Forecasts from PwC in its UK Economic Outlook document predict that, assuming we do not succumb to the lunacy of a no deal crash out, that Yorkshire’s economy will grow by just 0.9 per cent in 2020, with growth for this year set to be 1.1 per cent.
Regional productivity across Yorkshire and the Humber is approximately 17 per cent below the national average and the IPPR North think tank this week reported that the UK is more regionally divided than any comparable advanced economy.
These issues did not spring up overnight and have been festering since long before Brexit took over the national psyche.
The reasons for the malaise are pretty much what you would expect them to be.
Take for example the considered words of PwC’s chief economist, John Hawksworth, who opined that “a 1 per cent increase in skills is associated with a 2 per cent increase in productivity in a local area”.
He said: “Similarly, physical connectivity also matters, which reinforces the case for increased investment in transport infrastructure for areas that tend to lag behind, whether in the North of England or the far South West such as Cornwall. The prize for closing the regional productivity gap could be large.”
He is not joking.
PwC forecasts that if Local Enterprise Partnerships which are performing below the UK average can close 50 per cent of this gap in productivity performance, it could add around £83bn to the economy.
This would be massive, adding close to four per cent to our GDP as a nation.

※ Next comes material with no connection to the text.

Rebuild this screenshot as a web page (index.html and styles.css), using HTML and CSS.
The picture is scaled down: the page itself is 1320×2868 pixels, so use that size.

It would pay for HS2 in one clean sweep and still have some cash left over for a decent upgrade to many of the country’s congested road networks.
And if the gap were closed Yorkshire and the Humber could see the largest percentage increase, amounting to some 13.5 per cent.
These are no small potatoes. As I write this column I note the words of Lord O’Neill, one of the key architects of the Northern Powerhouse movement, during a speech he has given in Cumbria.
He lays into the Theresa May government for abandoning the Northern Powerhouse movement and says, troublingly, that if there is no large scale plan formed for Northern devolution published within a month of the formation of the next Government, he will “stop wasting his time on this stuff”.
Lord O’Neill is one of the world’s foremost economists and knows the value to the UK and the planet of an empowered North of England.
Let us hope and pray, as Christmas begins to appear on the horizon, that this understanding is bestowed on the next Government in full and that, rather than more vacuous pronouncements on Brexit, it puts its shoulder to the wheel of something which will actually make a difference to the lives of everyone in this country.
- This is my last column for 2019 as I prepare to welcome the birth of my second child. I wish to thank all my colleagues, contacts and readers for giving me a wonderful and fulfilling job.
See you in 2020.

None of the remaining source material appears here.